Is it April yet?
Last
week’s warm sunny weather would have you think so and so would the shops. I was down at one of our local bargain stores
the other day looking up and down the “buy cheap, buy twice” isles when I came
across the huge range of products dedicated to gardening.
These displays appeared straight after Christmas, the
leftovers of which are now demoted to the end of the isle in the reduced to
sell section. Most of the garden products
seem to be impulse buys and it wouldn’t be long before the basket was full of
things that you didn’t need and probably never use. It seems as long as it’s
under a couple of pounds it doesn’t really matter if it breaks or never used.
It really does, especially if you are putting all your trust in a dodgy hand trowel
that snaps when you are putting pressure on it. Not good.
Anyway, I digress, I’m not here to rant about the disposable
direction gardening devices are going, it’s more to highlight the fact that I
am no way near to even thinking about buying anything, not even a ball of
string or a seed packet yet, my hessian string from last year is still dangling
on the bean poles near the compost bags.
Jobs to do in February
I used to welcome the dormant season in the garden but we
just don’t seem to get one now. It’s a mad rush to get growing again even
though in my mind it’s still the middle of winter. The list of jobs to do below
then is only a recommendation. I might actually do one or two of them myself in
the coming weeks.
Actually, you know what? I’m not even going to bother
writing them down. If you want to go and do a bit of spring preparation you are
on your own, I’m staying indoors for a while longer!
Courgette , what
crisis?
One vegetable that doesn’t like cold snaps is the courgette.

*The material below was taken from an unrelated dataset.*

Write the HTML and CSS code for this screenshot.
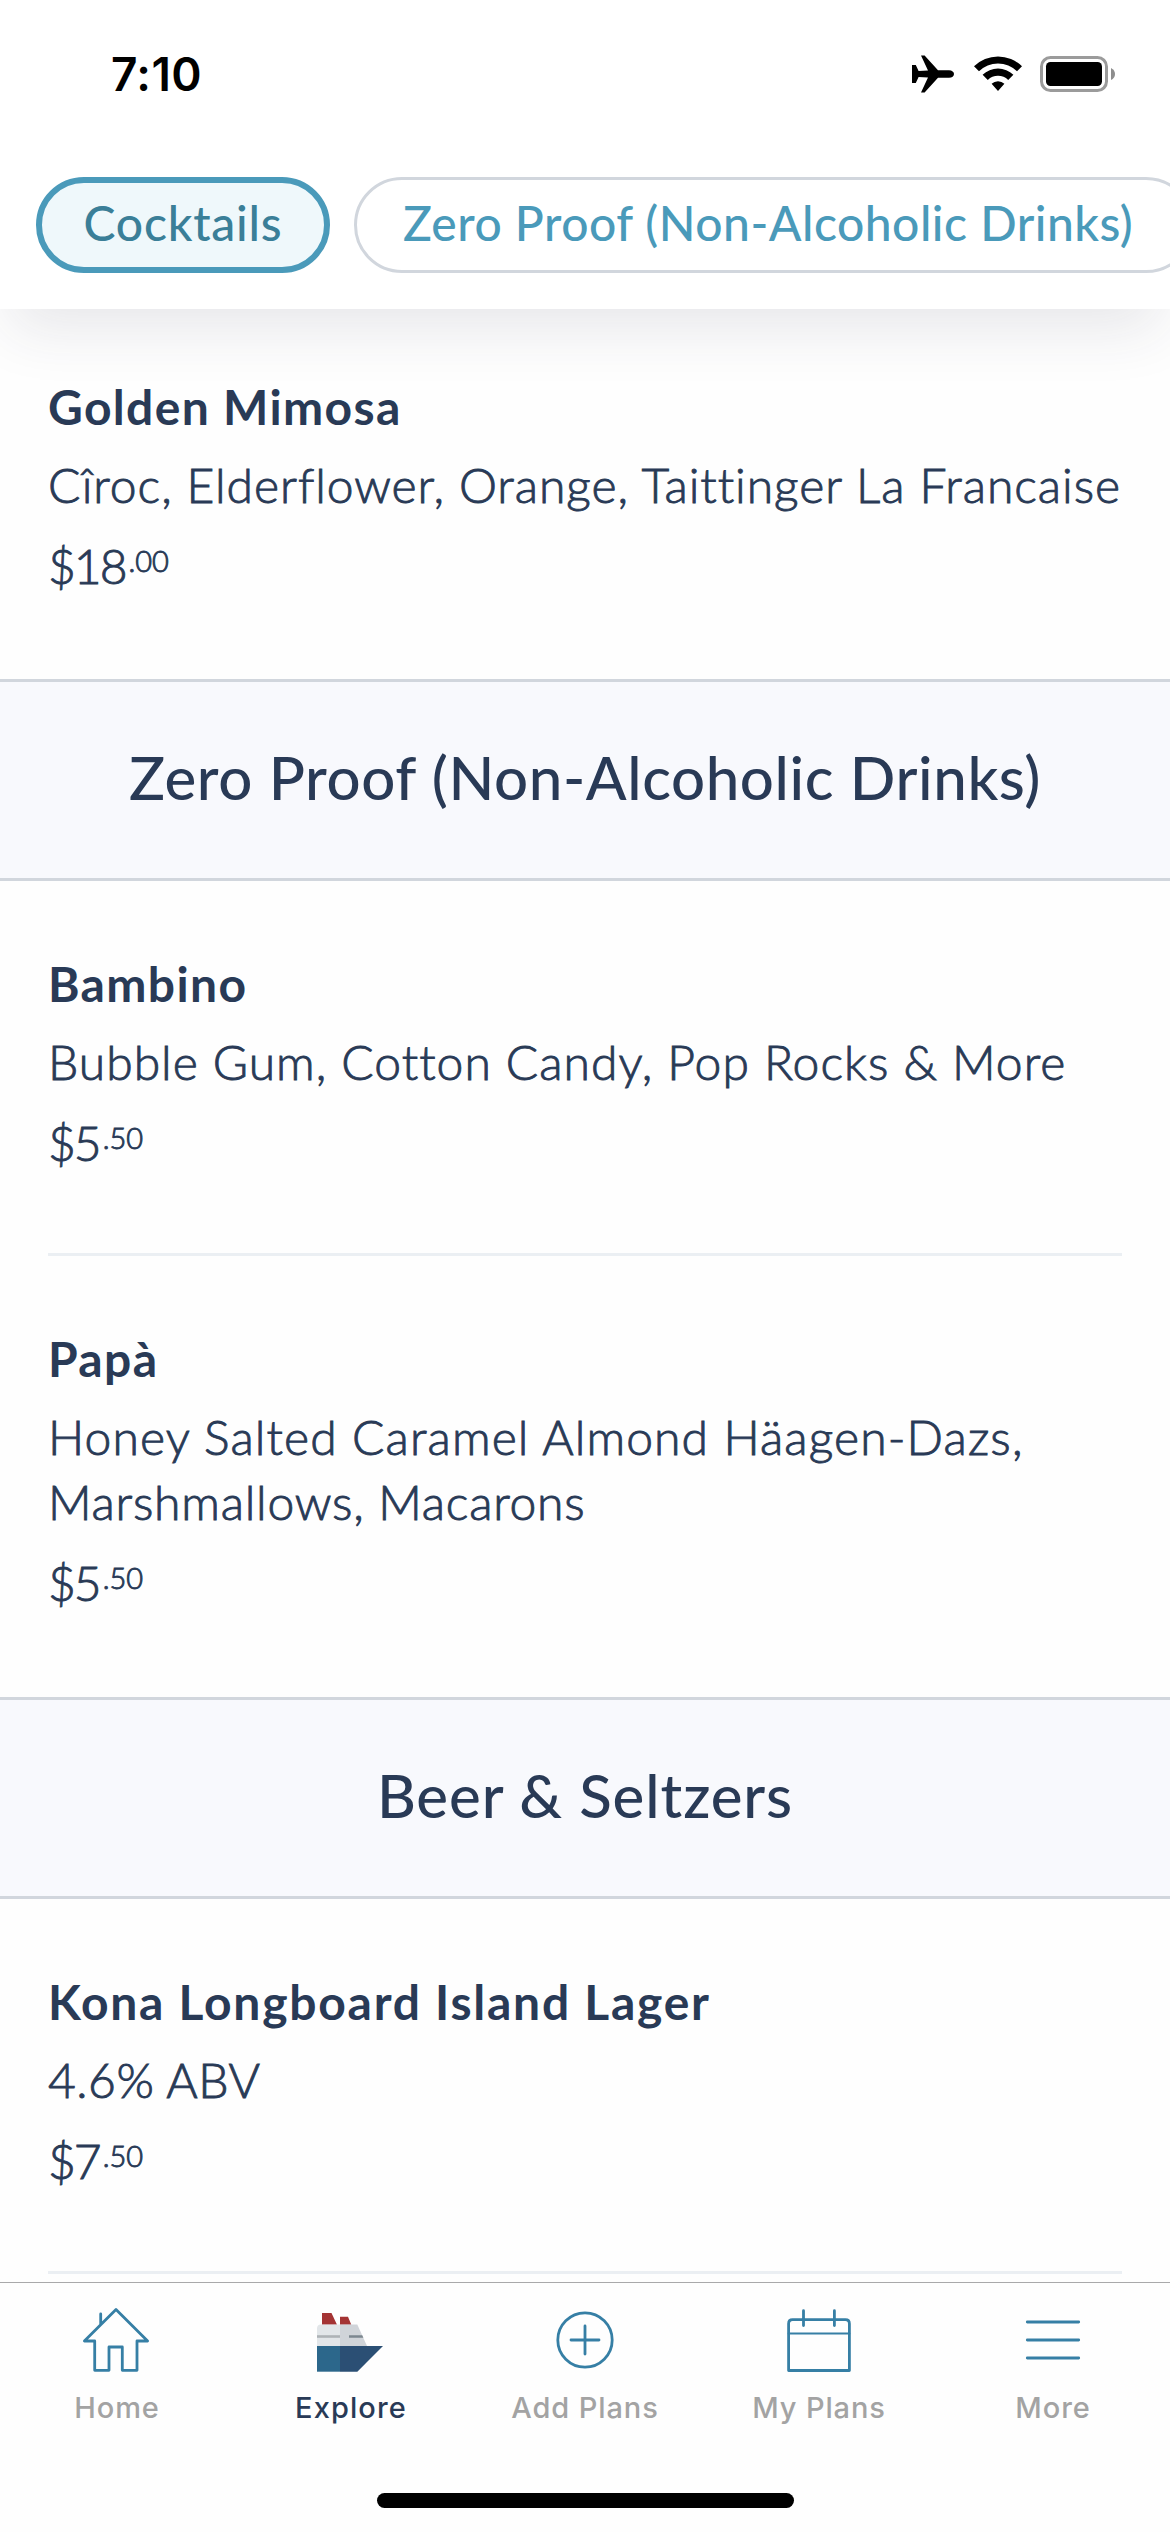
FILE: index.html
```html
<!DOCTYPE html>
<html lang="en">
<head>
<meta charset="utf-8">
<title>Bar Menu</title>
<link rel="stylesheet" href="styles.css">
</head>
<body>
<div class="screen">
  <header class="header">
    <div class="status">
      <span class="time">7:10</span>
      <div class="status-icons">
        <svg width="42" height="38" viewBox="0 0 42 38"><path d="M0 10H3.8L6.6 16L16 15.6L9 .4H12.6L26 15.2H37C40 15.2 42 17 42 19S40 22.8 37 22.8H26L12.6 37.6H9L16 22.4L6.6 22L3.8 28H0Z"/></svg>
        <svg width="48" height="38" viewBox="0 0 48 38"><path d="M0 11.3A34 34 0 0 1 48 11.3L43 16.3A27 27 0 0 0 5 16.3ZM8.6 19.8A22 22 0 0 1 39.4 19.8L34.2 25A14.5 14.5 0 0 0 13.8 25ZM17.6 28.8A9 9 0 0 1 30.4 28.8L24 36Z"/></svg>
        <svg class="battery" width="75" height="38" viewBox="0 0 75 38"><rect x="1.5" y="2.5" width="65" height="33" rx="9" fill="none" stroke="#9b9b9b" stroke-width="3"/><rect x="6" y="7" width="56" height="24" rx="4.5"/><path d="M71 13Q75 15 75 19T71 25Z" fill="#8e8e8e"/></svg>
      </div>
    </div>
    <nav class="pills">
      <a class="pill pill-active">Cocktails</a>
      <a class="pill">Zero Proof (Non-Alcoholic Drinks)</a>
    </nav>
  </header>

  <main class="menu">
    <article class="item item-first">
      <h3 class="name">Golden Mimosa</h3>
      <p class="desc desc-long">Cîroc, Elderflower, Orange, Taittinger La Francaise</p>
      <p class="price">$18<span class="cents">.00</span></p>
    </article>

    <h2 class="section">Zero Proof (Non-Alcoholic Drinks)</h2>
    <article class="item">
      <h3 class="name">Bambino</h3>
      <p class="desc">Bubble Gum, Cotton Candy, Pop Rocks &amp; More</p>
      <p class="price">$5<span class="cents">.50</span></p>
    </article>
    <hr class="divider">
    <article class="item item-last">
      <h3 class="name">Papà</h3>
      <p class="desc desc-honey">Honey Salted Caramel Almond Häagen-Dazs, <span class="desc-tight">Marshmallows, Macarons</span></p>
      <p class="price">$5<span class="cents">.50</span></p>
    </article>

    <h2 class="section section-wide">Beer &amp; Seltzers</h2>
    <article class="item">
      <h3 class="name name-wide">Kona Longboard Island Lager</h3>
      <p class="desc desc-abv">4.6% ABV</p>
      <p class="price">$7<span class="cents">.50</span></p>
    </article>
    <hr class="divider">
  </main>

  <footer class="tabbar">
    <nav class="tabs">
      <a class="tab">
        <svg class="icon" viewBox="0 0 72 66"><path d="M35 2.6L3.4 34H13.7V63.3H28V40H41.3V63.3H56V34H66.6ZM19.7 7V17.5"/></svg>
        <span>Home</span>
      </a>
      <a class="tab tab-active">
        <svg class="ship" viewBox="0 0 72 66">
          <path fill="#a43434" d="M7 6H16.5L22 17.7H7ZM25 9.7H33L36.3 17.7H25Z"/>
          <path fill="#e2e6e9" d="M6 17.5H25V39H2V21.5Q2 17.5 6 17.5Z"/>
          <path fill="#d0d4d9" d="M25 17.5H42.3L52 39H25Z"/>
          <path fill="#aeb3b6" d="M2 28.2H25V30.8H2Z"/>
          <path fill="#7c878f" d="M34 28.2H47.2L48.4 30.8H34Z"/>
          <path fill="#2c678b" d="M2 39H25V64.7H2Z"/>
          <path fill="#2b4f74" d="M25 39H68L42.3 64.7H25Z"/>
        </svg>
        <span>Explore</span>
      </a>
      <a class="tab">
        <svg class="icon" viewBox="0 0 72 66"><circle cx="36" cy="33" r="27.2"/><path d="M36 19V47M22 33H50"/></svg>
        <span>Add Plans</span>
      </a>
      <a class="tab">
        <svg class="icon" viewBox="0 0 72 66"><path d="M5.6 63.5V16.7Q5.6 12.7 9.6 12.7H62.4Q66.4 12.7 66.4 16.7V63.5ZM20.5 3.7V18.5M51.4 3.7V18.5"/><path stroke-width="2" d="M5.6 26.6H66.4"/></svg>
        <span>My Plans</span>
      </a>
      <a class="tab">
        <svg class="icon" viewBox="0 0 72 66"><path d="M10.3 15H61.7M10.3 33H61.7M10.3 51H61.7"/></svg>
        <span>More</span>
      </a>
    </nav>
    <div class="home-indicator"></div>
  </footer>
</div>
</body>
</html>
```
FILE: styles.css
```css
* {
  box-sizing: border-box;
  margin: 0;
  padding: 0;
}

body {
  background: #fefefe;
  color: #293a56;
  font-family: Lato, "Open Sans", sans-serif;
  font-size: 48px;
}

.screen {
  display: flex;
  flex-direction: column;
  width: 1170px;
  height: 2532px;
  overflow: hidden;
}

/* Header */
.header {
  position: relative;
  z-index: 1;
  flex: none;
  height: 309px;
  background: #fff;
  box-shadow: 0 30px 56px -10px rgba(42, 50, 70, 0.11);
}

.status {
  display: flex;
  justify-content: space-between;
  align-items: flex-start;
  height: 177px;
  padding: 46px 55px 0 111px;
}

.time {
  font: 600 46px/56px Inter, sans-serif;
  letter-spacing: 0.4px;
  color: #000;
}

.status-icons {
  display: flex;
  gap: 20px;
  padding-top: 9px;
}

.battery {
  margin-left: -2px;
}

.pills {
  display: flex;
  gap: 24px;
  padding-left: 36px;
}

.pill {
  flex: none;
  width: 840px;
  height: 96px;
  padding-left: 46px;
  border: 3px solid #d1d6dd;
  border-radius: 48px;
  color: #4a9aba;
  font-weight: 500;
  letter-spacing: 0.5px;
  line-height: 86px;
  white-space: nowrap;
}

.pill-active {
  width: 294px;
  padding-left: 0;
  border: 6px solid #4a9aba;
  background: #eff8fb;
  color: #3a7f98;
  letter-spacing: 0.8px;
  line-height: 80px;
  text-align: center;
}

/* Menu list */
.menu {
  flex: 1;
  min-height: 0;
  overflow: hidden;
}

.item {
  padding: 70px 48px 78px;
}

.item-first {
  padding-top: 65px;
  padding-bottom: 81px;
}

.item-last {
  padding-bottom: 82px;
}

.name {
  font-size: 48px;
  font-weight: 700;
  letter-spacing: 1.35px;
  line-height: 65px;
}

.name-wide {
  letter-spacing: 1.75px;
}

.desc,
.price {
  font-weight: 300;
  line-height: 65px;
  -webkit-text-stroke: 0.9px currentColor;
}

.desc {
  margin-top: 13px;
  letter-spacing: 1.02px;
}

.desc-long {
  letter-spacing: 0.95px;
  white-space: nowrap;
}

.desc-honey {
  letter-spacing: 1.14px;
}

.desc-tight {
  letter-spacing: 0.76px;
}

.desc-abv {
  letter-spacing: 0.5px;
}

.price {
  margin-top: 16px;
  letter-spacing: -2px;
}

.cents {
  margin-left: 3px;
  font-size: 29px;
  letter-spacing: 0;
  line-height: 0;
  vertical-align: 12px;
}

.divider {
  height: 3px;
  margin: 0 48px;
  border: 0;
  background: #ebeff3;
}

.section {
  height: 202px;
  padding-top: 59px;
  border: solid #d1d6dd;
  border-width: 3px 0;
  background: #f8f9fd;
  font-size: 60px;
  font-weight: 500;
  letter-spacing: 0.6px;
  line-height: 72px;
  text-align: center;
}

.section-wide {
  letter-spacing: 0.9px;
}

/* Tab bar */
.tabbar {
  flex: none;
  height: 250px;
  border-top: 1px solid #a9a9aa;
  background: #fefefe;
}

.tabs {
  display: grid;
  grid-template-columns: repeat(5, 1fr);
  height: 210px;
  padding-top: 24px;
}

.tab {
  display: flex;
  flex-direction: column;
  align-items: center;
  gap: 17px;
  color: #a3a3a3;
  font: 500 29px/36px Inter, sans-serif;
  letter-spacing: 0.9px;
}

.tab-active {
  color: #293a56;
  letter-spacing: 1.1px;
}

.icon,
.ship {
  width: 72px;
  height: 66px;
}

.icon {
  fill: none;
  stroke: #367fa5;
  stroke-width: 2.8;
  stroke-linecap: round;
  stroke-linejoin: round;
}

.home-indicator {
  width: 417px;
  height: 15px;
  margin: 0 auto;
  border-radius: 8px;
  background: #000;
}
```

So much so that they are apparently in short supply this year. The growers in
Europe had a lot of their crops fail because of the drop in temperatures. This
isn’t the main reason we don’t see them on the supermarket shelves though. It’s
down to pricing, the growers needed to at least triple their prices to get a
decent return on their investments but the supermarkets felt that customers
wouldn’t be prepared to pay €5 a kilo for them and refused to buy them in.
So for this season at least we’ll cast courgettes into the
same void as asparagus and avocado which are classed as “Treat vegetables”, Pay
day vegetables or “not for the likes of me vegetables”.
Benefiting
Just like in any type of crisis, be it financial, emotional
or geographic, there’s always someone to benefit from these types of
issues. One company has started
shredding the courgettes into spaghetti shaped lengths, putting them in a
plastic bag and fancy cardboard box with a little window in it. It says on the label
“made from one whole courgette”, although it can’t be larger than a pencil as
the dried material would fit into an eggcup. It weighs in at 20g and retails
for about €2 so I reckon the courgettes in question would go for around €100 a
kg at my calculation. In fact I’ve missed a marketing opportunity here as I had
loads last year and could have made mine into spaghetti. A few of mine are
still on the microwave turning from green to yellow as I’ve not got around to
eating them yet, at the current rate they are going for I’d get about €50 down
on the market, they’ll soon need to lock then in protective cabinets or tag
them with an alarm.
I also have one in the back garden that I have watched with
interest over the last few months as nature reclaims it. All that is left is
the hard outer shell which is so fragile you could poke a finger though it.
I’ve just realized that the whole of this week’s article is
about me having a bit of a moan. I think I know the problem; I need to get into
the garden and do a bit of preparation.
Marketing and advertising aside, I think it’s actually just good for my
health to be stood in the garden pottering around regardless of what needs
doing. There’s no right or wrong time, we gardeners just do.